Magura's first Vyron dropper post made headlines for being wireless but also for being difficult to use and unreliable with a delayed action. The updated Vyron eLect keeps the wireless uniqueness but looks to improve on the issues.
Magura Vyron eLect highlights
- Wireless remote
- Travel: 100, 125, 150mm (in for testing)
- 2-bolt saddle head
- NiMH battery with micro-USB port
- Cycles per charge: 400 claimed
- Claimed weight: 595g
Magura Vyron eLect smart remote
Sure, the remote makes the Vyron go up and down, but it also has two other buttons. For what? That was my question, too.
Arrow-shaped buttons are included to control Magura's eLect fork and shock. It's a nice addition should you swap either of your bike's suspension units to a Magura electronically controlled unit.
To limit any confusion or searching for the (way too) small dropper post button, Magura includes a snap-on cover. So no matter how ham-fisted you are, tapping the correct dropper post button is as simple as can be.
Magura Vyron eLect installation
It should go without saying but installation was simple. For any rider who has to disassemble their bike frequently for whatever reason, the Vyron is a godsend. If you've ever run out of cuss words trying to fish a dropper cable through a frame, or getting the cable length just right, you'll understand the appeal.
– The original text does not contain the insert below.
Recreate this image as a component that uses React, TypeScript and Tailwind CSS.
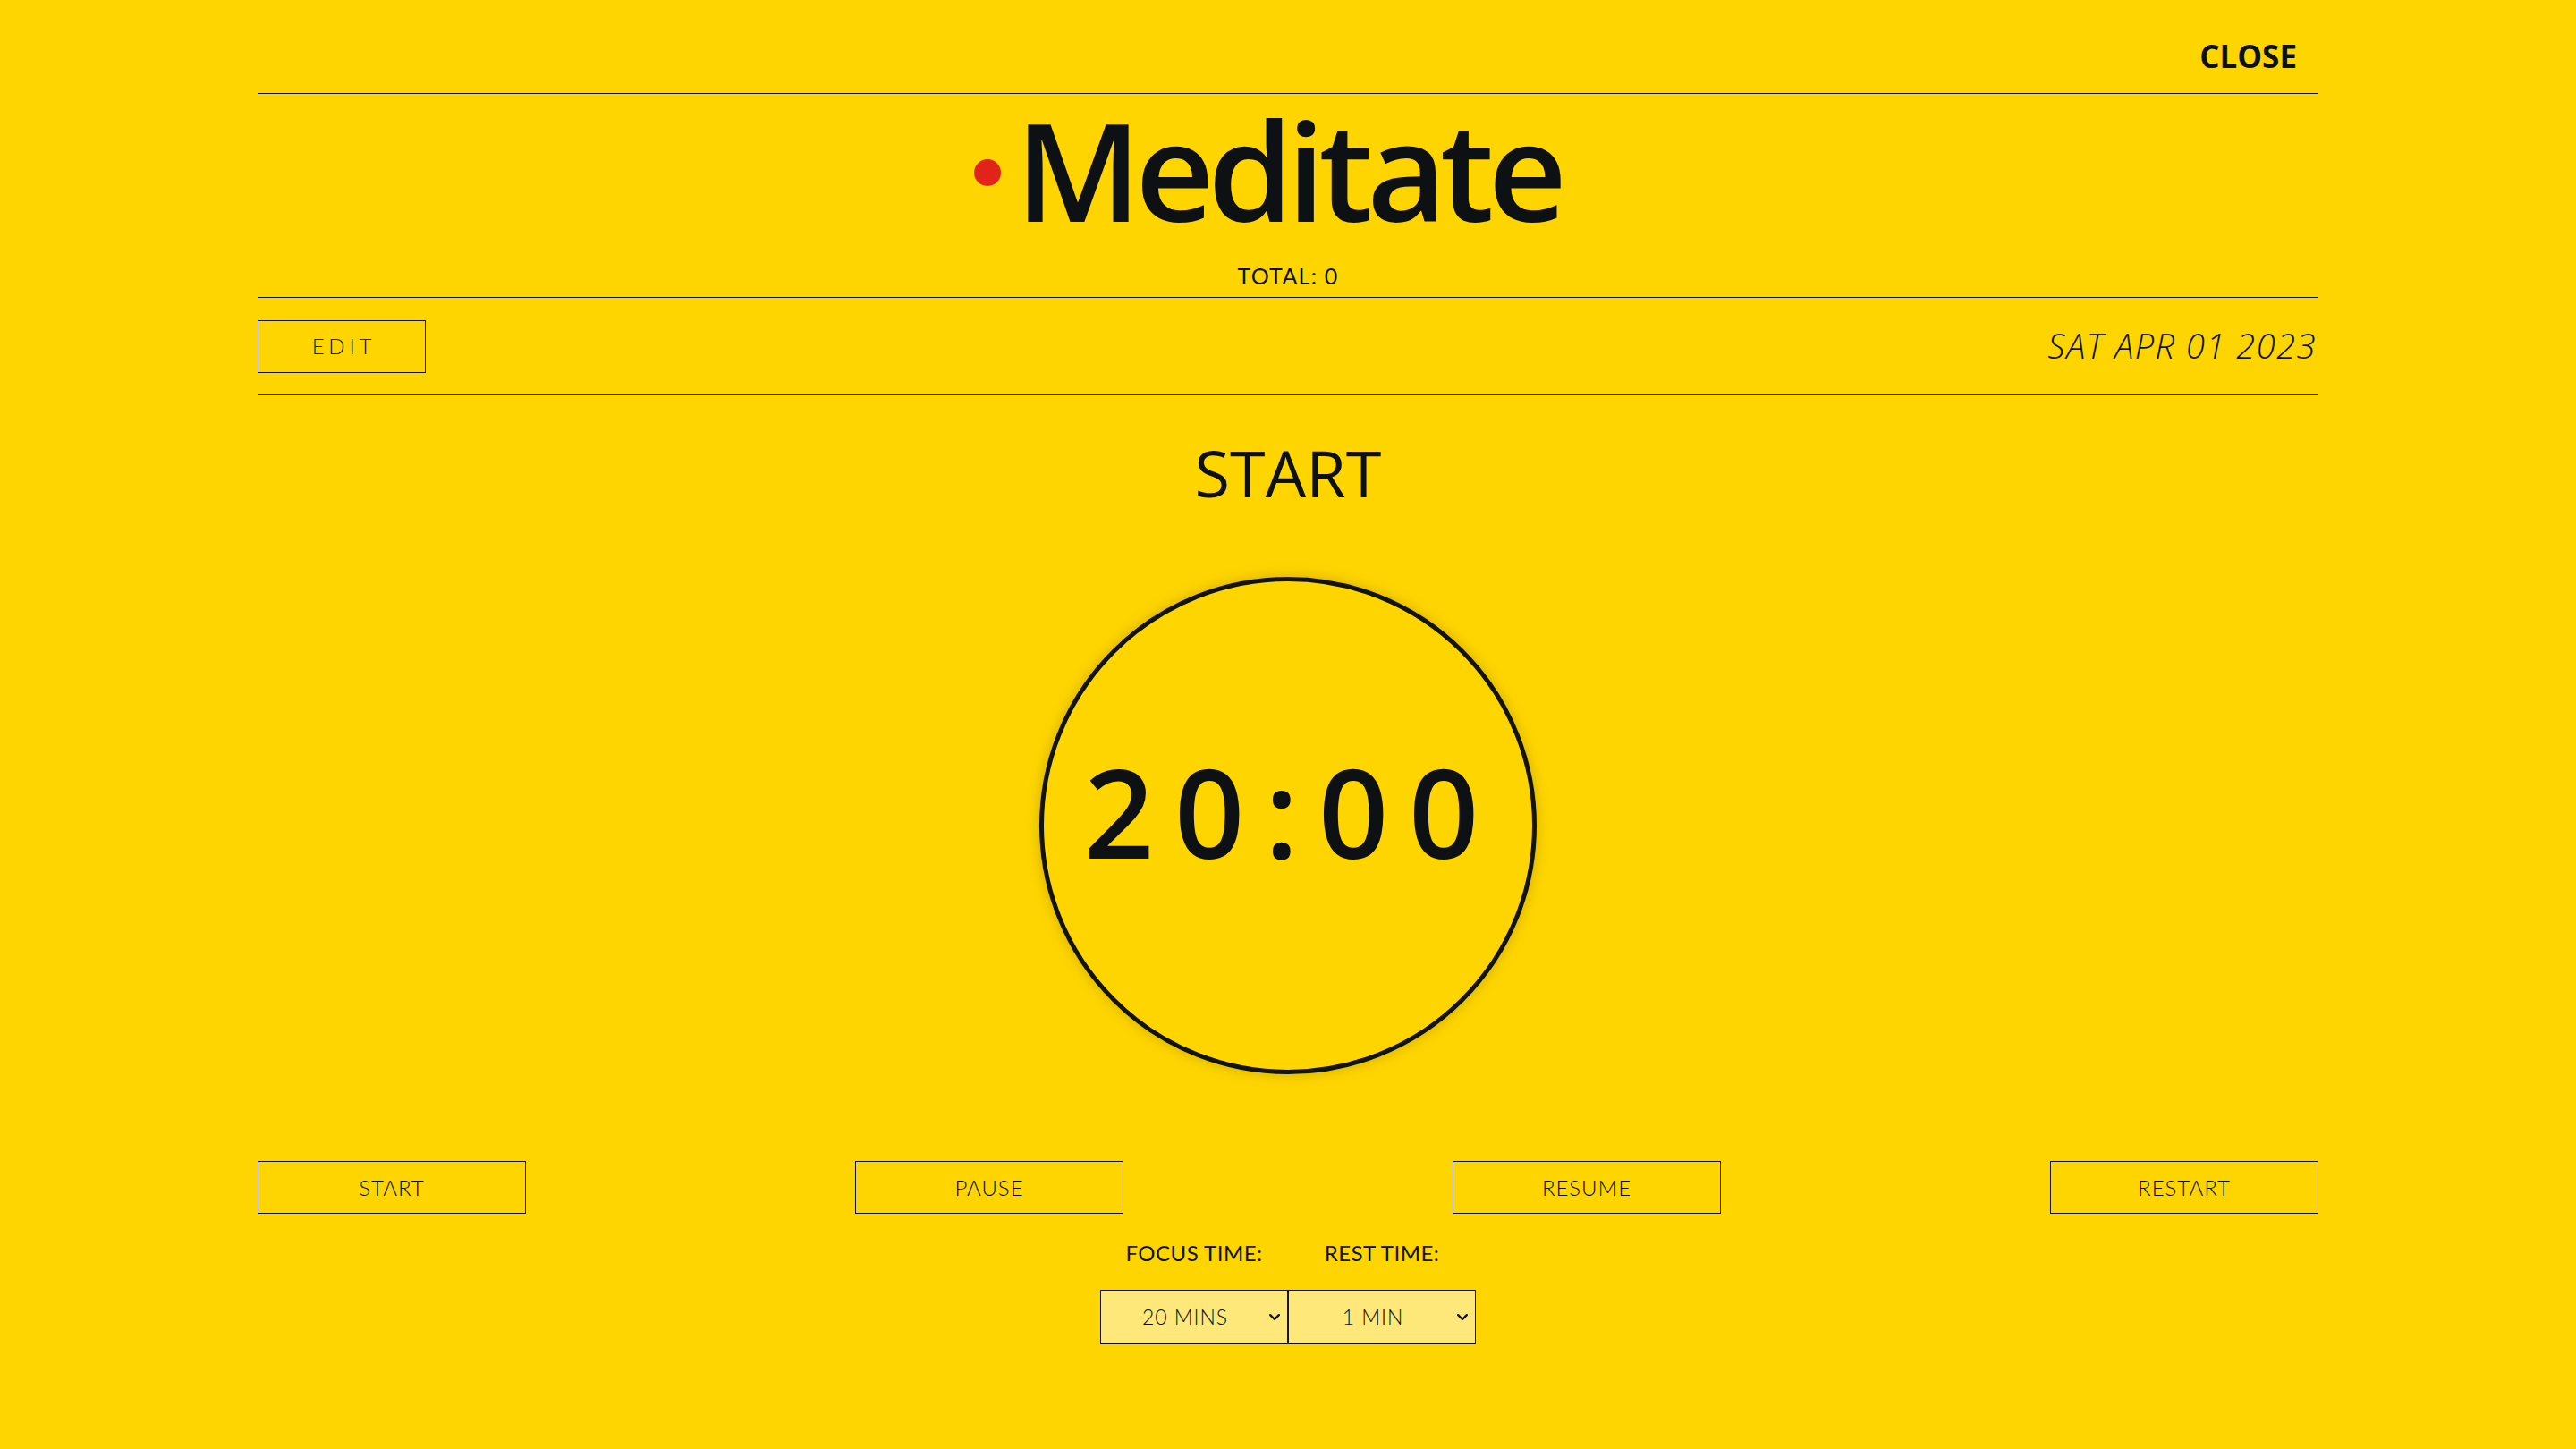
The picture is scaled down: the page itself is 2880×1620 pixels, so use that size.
import React from "react";

function Chevron() {
  return (
    <svg width="12" height="8" viewBox="0 0 12 8" className="shrink-0 mr-[8px]">
      <polyline points="1.2,1.2 6,6 10.8,1.2" fill="none" stroke="#111315" strokeWidth="2.4" strokeLinecap="round" strokeLinejoin="round" />
    </svg>
  );
}

function FakeSelect({ value }: { value: string }) {
  return (
    <div className="h-[61px] w-[210px] border border-[#111315] bg-[#FFE87A] flex items-center">
      <span className="flex-1 text-center font-['Lato',sans-serif] font-light text-[23px] leading-none tracking-[0.04em]">{value}</span>
      <Chevron />
    </div>
  );
}

export default function App() {
  const buttons = ["START", "PAUSE", "RESUME", "RESTART"];
  return (
    <div className="min-h-screen bg-[#FFD500] text-[#0E1113] font-['Open_Sans',sans-serif]">
      <div className="w-4/5 mx-auto">
        {/* Top bar */}
        <div className="h-[104px] flex items-center justify-end pt-[20px] pr-[24px]">
          <button className="text-[35px] font-bold leading-none">CLOSE</button>
        </div>

        {/* Title */}
        <div className="border-t border-[#111315] flex flex-col items-center pb-[11px]">
          <div className="mt-[7px] h-[153px] flex items-center">
            <h1 className="relative text-[153px] font-semibold leading-none tracking-[-0.045em]">
              <span className="absolute right-full mr-[16px] top-1/2 mt-[-11px] w-[30px] h-[30px] rounded-full bg-[#E2231A]" />
              Meditate
            </h1>
          </div>
          <div className="mt-[31px] text-[25px] leading-none font-['Lato',sans-serif] tracking-[0.05em]">TOTAL: 0</div>
        </div>

        {/* Edit / date row */}
        <div className="h-[110px] border-t border-b border-[#111315] flex items-center justify-between">
          <button className="w-[188px] h-[59px] border border-[#111315] font-['Lato',sans-serif] font-light text-[24px] leading-none tracking-[0.2em] pl-[0.2em]">
            EDIT
          </button>
          <div className="text-[38px] italic font-light leading-none tracking-[0.04em] pr-[2px] mt-[-2px]">SAT APR 01 2023</div>
        </div>

        {/* Timer */}
        <div className="flex flex-col items-center">
          <h2 className="mt-[50px] text-[72px] font-medium leading-none">START</h2>
          <div className="mt-[81px] w-[556px] h-[556px] rounded-full border-[5px] border-[#111315] shadow-[0_0_16px_rgba(0,0,0,0.18)] flex flex-col items-center justify-center">
            <div className="mb-[32px] ml-[8px] text-[137px] font-semibold leading-none tracking-[0.165em]">20:00</div>
          </div>
        </div>

        {/* Buttons */}
        <div className="mt-[97px] flex justify-between">
          {buttons.map((b) => (
            <button
              key={b}
              className="w-[300px] h-[59px] border border-[#111315] font-['Lato',sans-serif] font-light text-[24px] leading-none tracking-[0.04em]"
            >
              {b}
            </button>
          ))}
        </div>

        {/* Selects */}
        <div className="mt-[32px] flex justify-center">
          <div className="flex flex-col items-center w-[210px]">
            <div className="font-['Lato',sans-serif] text-[24px] leading-none tracking-[0.02em]">FOCUS TIME:</div>
            <div className="mt-[29px]">
              <FakeSelect value="20 MINS" />
            </div>
          </div>
          <div className="flex flex-col items-center w-[210px]">
            <div className="font-['Lato',sans-serif] text-[24px] leading-none tracking-[0.02em]">REST TIME:</div>
            <div className="mt-[29px]">
              <FakeSelect value="1 MIN" />
            </div>
          </div>
        </div>
      </div>
    </div>
  );
}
Side-to-side saddle movement was negligible, easily on par with the KS, Race Face and Bontrager party posts in the garage. A two-bolt head attaches the saddle, as it should on all posts.
Left- or right-side remote compatibility was also nice to see. The rubber O-ring to strap the remote to the bar was easy to install but not super tight.
Charging the post via the micro-USB cable was straightforward with a full charge taking about three hours.
Magura Vryon first ride impressions
On the trail, the delay between pressing the remote and the seat actually moving took a few up and down cycles to understand. Once I figured out the timing, it was easy to slam the seat or pop it back up to full extension.
Tapping the remote still results in a little delay, I'd guess a quarter-second or so. If everything's quiet, you can hear the servo motor spin inside the post. The timing is almost similar to a RockShox Reverb with its minuscule delay after pushing the plunger remote.
What took more thought was setting the saddle height between the extremes of all the way up or down. Like any electronic device, but unlike any other dropper remote, a single touch is all that's needed.
With the Vyron, a quick tap of the remote leaves the valve open for a window of time. That means you don't have to hold the button to keep the post moving. Once accustomed, I could see myself preferring it as I could rewrap my thumb under the bar and get on with riding.
However, it worked the other way, too. If I didn't keep my butt on the saddle at the height I wanted, the post would return to full extension. I got caught out more than once with this and it took more time to get used to.
At either end of the stroke, there's a distinct clunk sound, which I appreciate. It's a reassurance that the post is either in party mode or in a pedal-ready position.
Lastly, I need to experiment with the air pressures as I found the return speed to be on the slow side.
Magura Vyron eLect pricing
- £350 / $499 / AU$690
Magura Vyron eLect early verdict
I've gotten a handful of rides on the Vyron but not enough time to have even depleted the initial battery charge. That said, after a bit of a learning curve, my first impressions are mostly positive, with the only outlier being having to hover my butt on the saddle until the servo closes. Besides that, the post has done everything I've asked of it with zero issues.